For 2013, expect to see more and more client RFP requirements to include social, mobile, virtual and game dynamics for their incentive programs … as they move from a nascent curiosity to an emerging trend. The change has more to do with the design, structure and mechanics of programs, but will also focus on deleveraging cash components in favor of points, badges, tokens and social status, and reputational awards.
"In a business setting," Callahan said, "that means designing incentive solutions using social, entertainment and gaming principles in everything from back-office tasks and training to sales management and career counseling." These new types of programs will help get stakeholders passionately and deliberately involved in what their organization wants them to do. Interaction, collaboration, awareness and learning will all be related effects, whereby individuals will be encouraged to make new connections, share information, learn and have fun.
Incentive programs will fare very well in the future, Callahan continued. "They are just going to be transformed into something totally different, along with the participant experience."
By taking a more modern approach, these programs will drive a renewed focus by businesses to place the people at the center of their strategy; to accelerate and improve the outcomes of key initiatives. Companies will look to embed these attributes into day-to-day business activities—interacting with the next generation in their native language, and tapping into an enthusiastic older generation that has embraced some of these very same technologies. And, as the foundation to the post-digital era is being built, organizations will make investments in this direction to take advantage of this transformation.
Things to keep in mind
The effectiveness of recognition and incentive programs as cost-efficient vehicles for improving employee engagement, aligning the workforce behind corporate priorities, and increasing productivity is well-documented. While these programs are a very positive experience for employees, it's the employer who gains the most from them in the increased revenues and cost-savings they can generate. "I can't imagine why an employer wouldn't want to take advantage of these benefits," said Smith, "especially when everyone is seeking every possible advantage in the marketplace."

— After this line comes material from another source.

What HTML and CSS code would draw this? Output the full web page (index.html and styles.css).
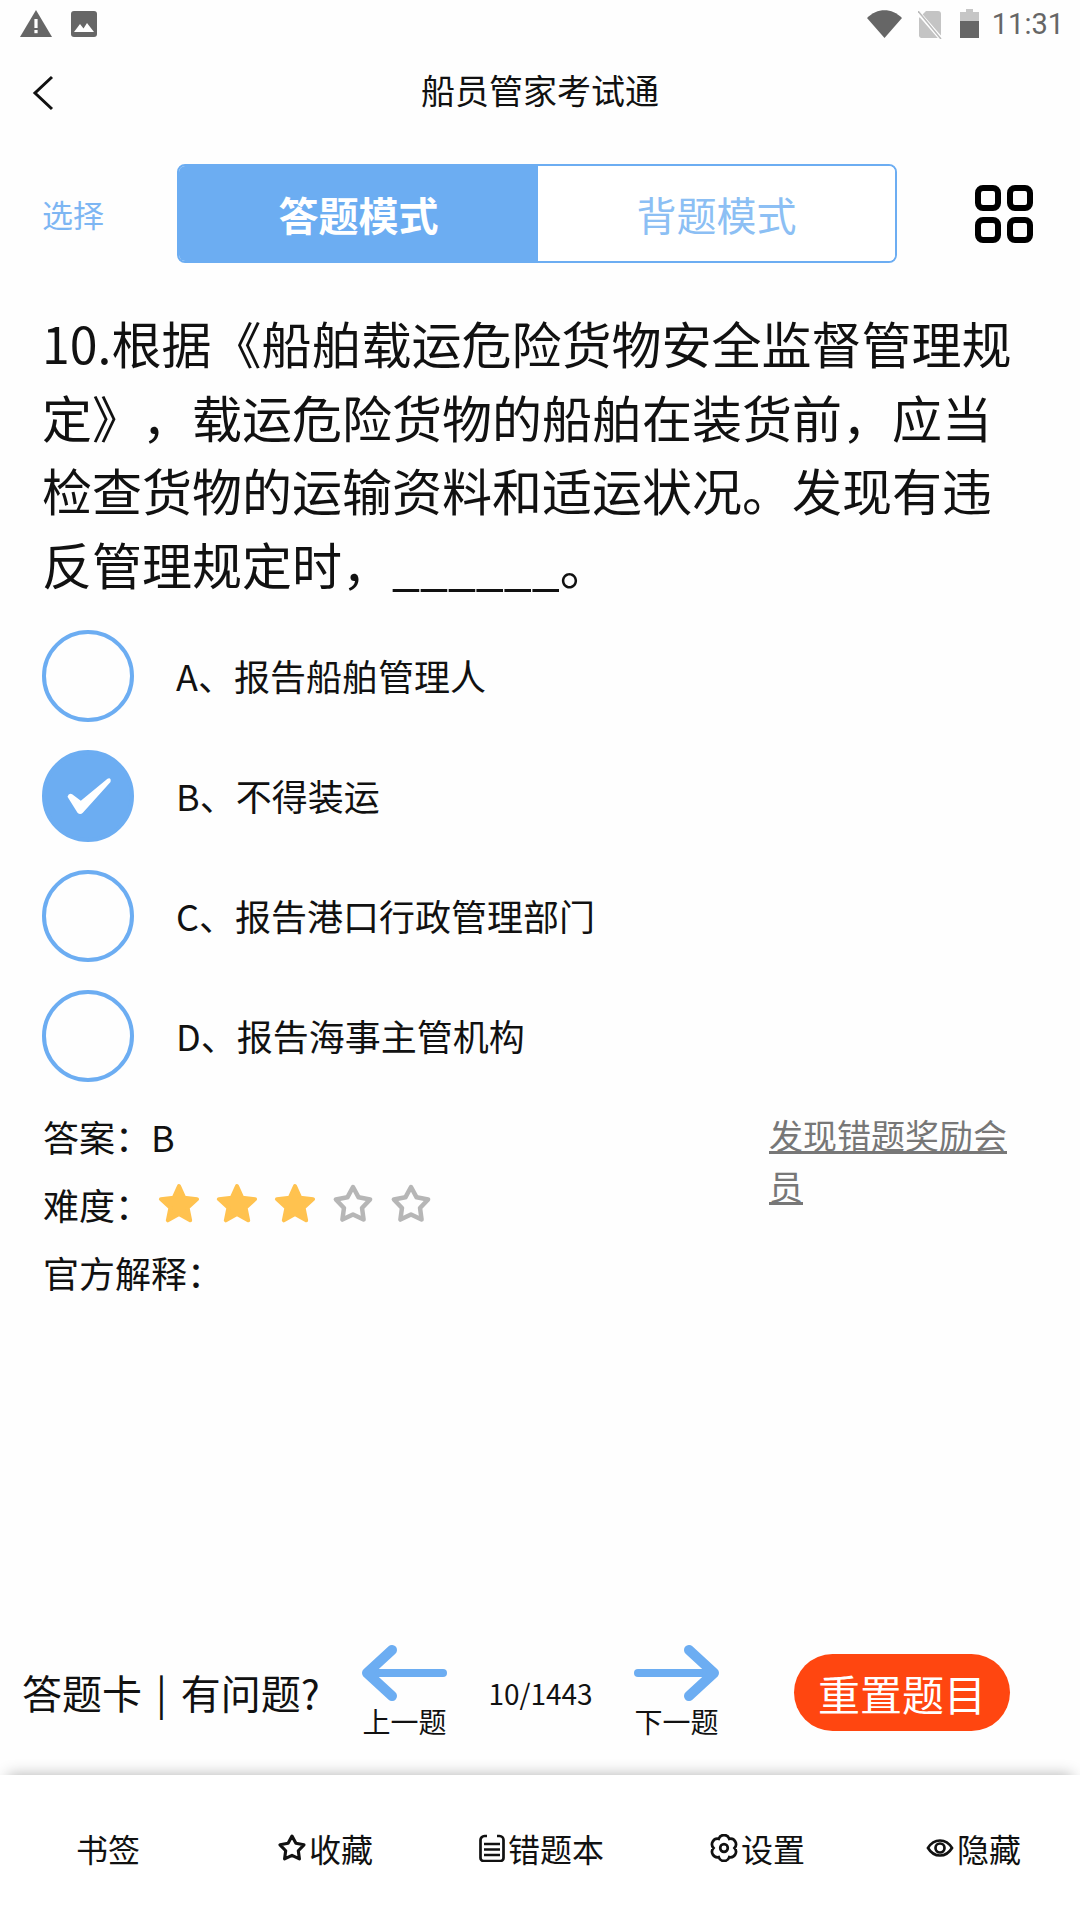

So don't wait for budgets to unfreeze, Callahan warned. "Apply a blend of low-cost strategies and tools to create more immersive types of experiences: Set the tone or context of the program in a narrative with progression paths so that the desired behaviors are in the forms of missions or quests. When a novice performer is rewarded for more basic tasks, a more advanced performer is rewarded for challenges of greater difficulty. Leverage hyper-feedback by using rapid indications of success through virtual (badges, status, reputation) in combination with monetary rewards, and leverage social networks to create competition, expand learning and provide support."
But don't forget: Just because people have jobs, it doesn't mean they're always giving their best effort to that work or that they aren't planning to jump ship at the first possible opportunity. What should trouble employers most as the economy recovers, is that according to several studies, worker unrest is 2.7 times higher for top performers—the very people employers are likely relying on the most to help them accelerate their recovery. "I think that companies who are being short-sighted about engaging their workforce will likely continue to find themselves disappointed with what they get from their workers," Smith noted, adding that they may even find a good percentage of their best talent abandoning ship in the near future.
There are many types of incentive and recognition programs across the enterprise, including those that motivate and engage employees, channel partners such as dealers and distributors and customers. It is key to do a proper assessment of each company's unique business situation and market to determine the best program and structure. Properly designed, communicated and administered programs can improve performance by 20 percent to 40 percent or more, according to industry research. Companies that use incentives and recognition are more successful, more profitable and have higher employee retention and customer satisfaction than ones that do not and are more innovative and poised for long-term growth.